Short task
Locate the word "screenshot" in the material, then show every line that holds it.

Information provided
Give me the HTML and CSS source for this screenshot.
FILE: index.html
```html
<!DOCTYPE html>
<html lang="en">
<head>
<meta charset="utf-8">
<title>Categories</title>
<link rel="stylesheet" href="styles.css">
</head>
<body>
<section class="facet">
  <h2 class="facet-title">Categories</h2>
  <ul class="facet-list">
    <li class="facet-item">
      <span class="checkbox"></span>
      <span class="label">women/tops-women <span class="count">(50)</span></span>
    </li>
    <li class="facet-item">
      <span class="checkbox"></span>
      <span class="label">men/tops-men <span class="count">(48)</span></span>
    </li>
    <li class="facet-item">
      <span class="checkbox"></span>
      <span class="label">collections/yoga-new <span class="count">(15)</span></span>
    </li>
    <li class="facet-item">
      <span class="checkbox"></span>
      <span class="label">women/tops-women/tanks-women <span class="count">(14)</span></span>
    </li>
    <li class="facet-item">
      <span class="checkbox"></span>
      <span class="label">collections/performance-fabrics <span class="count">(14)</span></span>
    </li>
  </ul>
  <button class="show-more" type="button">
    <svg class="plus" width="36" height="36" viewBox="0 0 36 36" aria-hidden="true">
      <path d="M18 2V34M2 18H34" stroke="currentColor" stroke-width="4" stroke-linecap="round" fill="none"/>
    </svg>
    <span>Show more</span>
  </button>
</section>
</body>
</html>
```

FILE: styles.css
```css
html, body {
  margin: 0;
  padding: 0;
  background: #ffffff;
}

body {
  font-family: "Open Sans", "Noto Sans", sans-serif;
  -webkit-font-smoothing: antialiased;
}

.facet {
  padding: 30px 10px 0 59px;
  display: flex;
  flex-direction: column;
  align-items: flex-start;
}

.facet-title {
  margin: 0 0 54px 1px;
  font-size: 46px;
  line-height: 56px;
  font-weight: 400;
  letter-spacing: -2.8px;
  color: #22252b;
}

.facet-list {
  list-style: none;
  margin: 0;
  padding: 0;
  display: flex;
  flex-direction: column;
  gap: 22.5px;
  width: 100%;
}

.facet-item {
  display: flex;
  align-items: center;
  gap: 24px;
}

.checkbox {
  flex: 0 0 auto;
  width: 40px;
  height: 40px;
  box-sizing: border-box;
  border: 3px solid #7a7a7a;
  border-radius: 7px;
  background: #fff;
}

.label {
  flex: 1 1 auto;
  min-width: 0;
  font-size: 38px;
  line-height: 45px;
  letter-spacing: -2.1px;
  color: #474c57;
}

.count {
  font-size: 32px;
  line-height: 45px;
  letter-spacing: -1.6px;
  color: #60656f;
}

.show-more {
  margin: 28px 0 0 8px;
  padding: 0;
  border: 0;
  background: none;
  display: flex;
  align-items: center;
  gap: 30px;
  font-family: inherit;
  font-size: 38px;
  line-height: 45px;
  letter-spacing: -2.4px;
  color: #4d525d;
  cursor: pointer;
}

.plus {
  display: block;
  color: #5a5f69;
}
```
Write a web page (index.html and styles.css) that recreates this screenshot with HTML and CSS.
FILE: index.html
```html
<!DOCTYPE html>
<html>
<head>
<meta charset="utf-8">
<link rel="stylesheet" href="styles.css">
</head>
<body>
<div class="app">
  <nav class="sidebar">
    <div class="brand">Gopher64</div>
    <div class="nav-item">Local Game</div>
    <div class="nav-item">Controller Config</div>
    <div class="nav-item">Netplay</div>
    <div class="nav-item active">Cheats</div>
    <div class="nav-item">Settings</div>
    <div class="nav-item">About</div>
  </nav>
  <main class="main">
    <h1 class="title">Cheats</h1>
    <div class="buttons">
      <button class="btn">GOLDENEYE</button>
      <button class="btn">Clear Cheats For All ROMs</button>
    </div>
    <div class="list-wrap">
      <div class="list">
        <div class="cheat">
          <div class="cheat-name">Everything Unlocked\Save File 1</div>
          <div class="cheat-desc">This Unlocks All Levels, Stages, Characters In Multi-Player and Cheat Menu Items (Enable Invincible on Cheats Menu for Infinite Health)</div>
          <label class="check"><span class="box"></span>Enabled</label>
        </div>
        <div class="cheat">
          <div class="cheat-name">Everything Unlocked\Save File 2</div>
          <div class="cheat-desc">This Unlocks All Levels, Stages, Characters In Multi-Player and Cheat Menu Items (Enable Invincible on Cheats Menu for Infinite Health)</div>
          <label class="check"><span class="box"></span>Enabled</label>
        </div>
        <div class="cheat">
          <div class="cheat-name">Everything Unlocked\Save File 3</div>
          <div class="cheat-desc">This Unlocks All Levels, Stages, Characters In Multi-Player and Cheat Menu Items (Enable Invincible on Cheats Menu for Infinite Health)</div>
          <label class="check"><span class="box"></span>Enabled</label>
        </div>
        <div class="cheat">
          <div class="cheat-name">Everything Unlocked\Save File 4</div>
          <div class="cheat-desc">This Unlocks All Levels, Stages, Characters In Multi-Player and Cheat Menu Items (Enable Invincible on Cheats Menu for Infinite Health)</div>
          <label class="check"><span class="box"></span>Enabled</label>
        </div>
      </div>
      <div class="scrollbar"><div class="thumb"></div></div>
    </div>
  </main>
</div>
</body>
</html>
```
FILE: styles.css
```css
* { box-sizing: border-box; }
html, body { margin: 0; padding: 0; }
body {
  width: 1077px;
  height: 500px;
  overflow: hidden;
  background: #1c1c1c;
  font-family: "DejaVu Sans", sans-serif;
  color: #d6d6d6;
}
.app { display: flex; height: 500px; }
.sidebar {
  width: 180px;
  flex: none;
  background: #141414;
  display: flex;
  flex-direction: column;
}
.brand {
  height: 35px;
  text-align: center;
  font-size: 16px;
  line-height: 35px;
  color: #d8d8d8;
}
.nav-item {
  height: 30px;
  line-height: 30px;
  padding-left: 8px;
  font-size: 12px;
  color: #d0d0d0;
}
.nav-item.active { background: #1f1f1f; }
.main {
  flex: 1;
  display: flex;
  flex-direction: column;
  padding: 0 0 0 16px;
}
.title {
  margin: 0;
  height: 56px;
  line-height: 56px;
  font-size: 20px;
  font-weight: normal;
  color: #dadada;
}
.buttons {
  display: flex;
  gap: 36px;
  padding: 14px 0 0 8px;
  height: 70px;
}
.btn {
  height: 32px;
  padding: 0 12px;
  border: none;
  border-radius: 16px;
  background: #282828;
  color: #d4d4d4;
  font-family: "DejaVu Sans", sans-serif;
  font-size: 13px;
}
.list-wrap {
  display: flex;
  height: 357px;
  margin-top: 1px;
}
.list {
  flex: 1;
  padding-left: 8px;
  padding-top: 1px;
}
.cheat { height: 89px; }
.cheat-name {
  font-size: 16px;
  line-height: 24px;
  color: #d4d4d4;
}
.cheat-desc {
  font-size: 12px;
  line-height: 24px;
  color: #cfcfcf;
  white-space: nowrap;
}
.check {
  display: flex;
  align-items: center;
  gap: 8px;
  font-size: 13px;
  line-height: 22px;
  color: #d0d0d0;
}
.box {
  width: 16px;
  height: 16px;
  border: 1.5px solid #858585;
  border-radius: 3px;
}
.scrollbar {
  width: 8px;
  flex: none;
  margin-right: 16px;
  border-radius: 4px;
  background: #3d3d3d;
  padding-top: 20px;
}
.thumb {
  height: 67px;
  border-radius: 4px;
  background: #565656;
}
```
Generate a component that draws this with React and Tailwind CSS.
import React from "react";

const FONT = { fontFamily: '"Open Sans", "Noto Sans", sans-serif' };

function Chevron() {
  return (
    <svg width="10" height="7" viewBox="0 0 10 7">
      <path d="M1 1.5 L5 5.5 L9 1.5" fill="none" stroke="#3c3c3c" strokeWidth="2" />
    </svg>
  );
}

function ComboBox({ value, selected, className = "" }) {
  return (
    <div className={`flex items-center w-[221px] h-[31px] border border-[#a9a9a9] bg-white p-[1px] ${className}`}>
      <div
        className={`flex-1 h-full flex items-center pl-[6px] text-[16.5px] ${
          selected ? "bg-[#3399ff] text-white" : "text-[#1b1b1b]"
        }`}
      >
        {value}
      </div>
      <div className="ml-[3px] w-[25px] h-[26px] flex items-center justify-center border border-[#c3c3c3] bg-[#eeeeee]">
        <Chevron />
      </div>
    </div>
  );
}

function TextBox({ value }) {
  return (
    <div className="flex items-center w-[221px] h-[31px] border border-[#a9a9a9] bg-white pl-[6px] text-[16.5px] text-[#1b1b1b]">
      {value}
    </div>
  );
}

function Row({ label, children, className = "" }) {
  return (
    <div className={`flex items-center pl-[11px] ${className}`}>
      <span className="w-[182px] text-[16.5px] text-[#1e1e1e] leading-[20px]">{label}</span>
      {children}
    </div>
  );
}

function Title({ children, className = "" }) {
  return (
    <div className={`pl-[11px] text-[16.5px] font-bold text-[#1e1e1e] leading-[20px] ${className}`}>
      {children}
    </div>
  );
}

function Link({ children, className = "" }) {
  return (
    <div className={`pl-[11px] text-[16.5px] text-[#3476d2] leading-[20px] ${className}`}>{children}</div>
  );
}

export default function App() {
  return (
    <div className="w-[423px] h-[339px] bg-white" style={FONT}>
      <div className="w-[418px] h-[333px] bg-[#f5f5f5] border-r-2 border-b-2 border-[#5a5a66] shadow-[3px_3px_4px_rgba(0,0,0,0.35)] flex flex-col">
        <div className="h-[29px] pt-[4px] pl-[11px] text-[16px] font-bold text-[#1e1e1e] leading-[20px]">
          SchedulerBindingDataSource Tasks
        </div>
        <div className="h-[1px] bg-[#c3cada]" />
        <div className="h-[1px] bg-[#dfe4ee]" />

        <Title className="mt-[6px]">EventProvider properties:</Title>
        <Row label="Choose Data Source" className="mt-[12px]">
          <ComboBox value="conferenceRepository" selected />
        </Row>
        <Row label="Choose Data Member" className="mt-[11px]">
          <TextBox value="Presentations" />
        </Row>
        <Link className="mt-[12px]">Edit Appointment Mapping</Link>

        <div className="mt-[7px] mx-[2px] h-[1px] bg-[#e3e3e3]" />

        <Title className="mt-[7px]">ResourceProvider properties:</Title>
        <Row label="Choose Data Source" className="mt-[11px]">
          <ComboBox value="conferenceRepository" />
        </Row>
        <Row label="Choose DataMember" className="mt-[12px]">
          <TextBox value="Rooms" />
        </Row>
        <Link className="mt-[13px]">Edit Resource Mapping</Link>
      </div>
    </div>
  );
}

Task response
Give me the HTML and CSS source for this screenshot.
Write a web page (index.html and styles.css) that recreates this screenshot with HTML and CSS.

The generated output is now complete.